Kimbo has a complex side to him as well. He is intelligent. He is well-read, well-versed. He is street through and through. He has not forgotten where he came from. On the bus ride over here, he told me he bought two 26-inch TVs and is going to give them to someone needy in the work area in Newark. He wants to leave Newark with a positive impression. It not only says something about Kimbo but the MMA family. I am telling you, Kimbo Slice is real.
We are up for the challenge in a cage. When this is over, you will be proud that Kimbo has represented MMA. You will be proud he is a family man and has taken care of his kids. You will find when the story is over that Kimbo rose to the occasion as a standup guy. He is our franchise player right now. The guys that has helped us more than he knows. I have called upon him more than any other athlete."
Please tell us, TSS Universe, if you are going to be tuning in to the CBS show. If yes, is it because you are an MMA fan? Because you are a Slice fan? Because HBO and Showtime aren't offering any boxing?

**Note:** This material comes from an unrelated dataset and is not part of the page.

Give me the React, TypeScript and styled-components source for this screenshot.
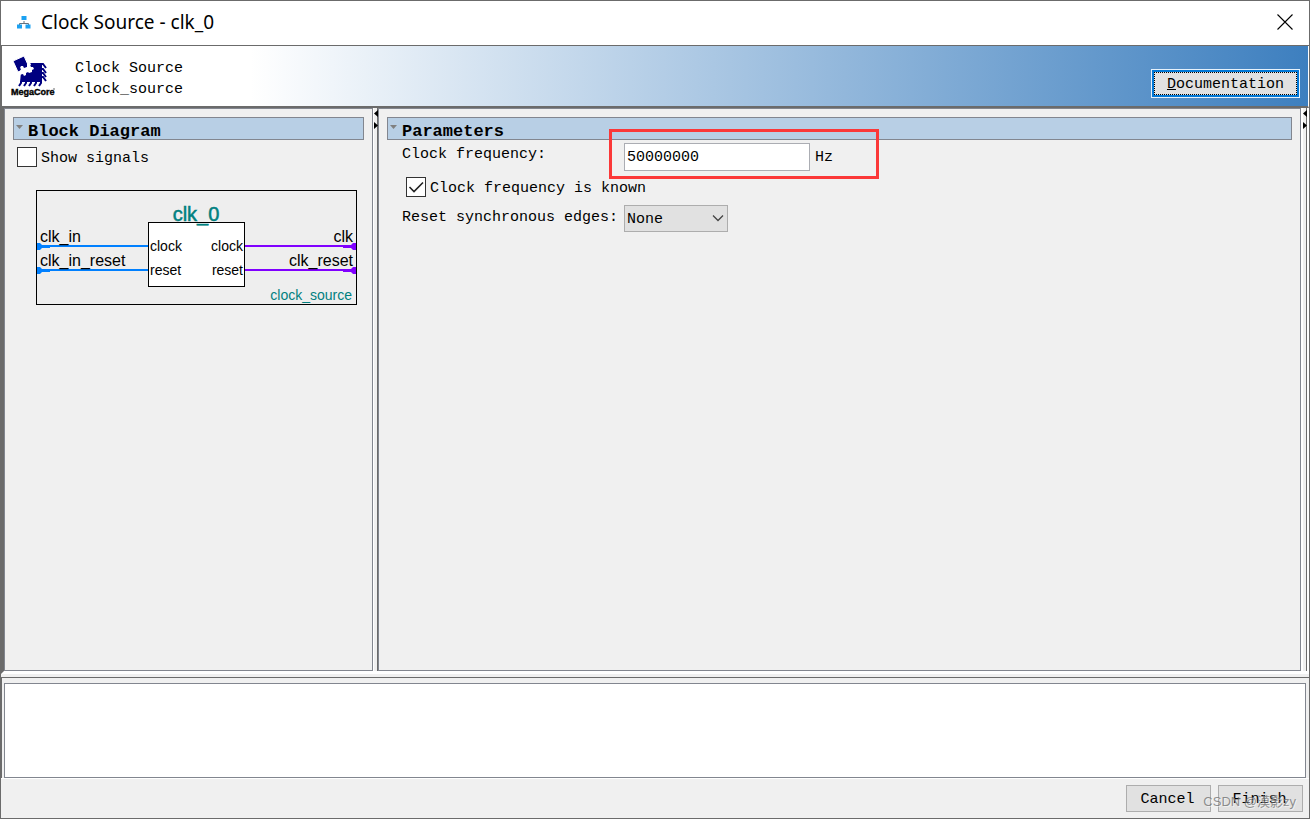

I'd recommend you do tune in, if only for curiousity's sake, for this reason: if this show draws mad eyeballs, suits at NBC and ABC may be more inclined to toss some boxing on, on a Friday or Saturday night. And some boxing suits might be a bit PO'd at all the attention that MMA is getting, and decide that maybe they should work a little bit harder, and maybe---gasp!--leave a mill on the table, and put together a compelling show that the nets might just say yes to, instead of continuing their tired whining about how the networks won't touch boxing, because advertisers won't touch boxing. Remember what Shaw said about rising tide's lifting all boats? OK, maybe the fightgame cousins are too dissimilar, and boxing's demographic doesn't have the appeal of the MMA watchers. Maybe a good showing on CBS won't translate into Mayweather vs. Cotto on NBC in the spring of 2009. But stranger things have happened. I mean, have you heard about the big scary dude who was fighting in backyards in Miami for a few grand, and his fights were loaded on to YouTube, and now he's in MMA, and making $300,000 a fight?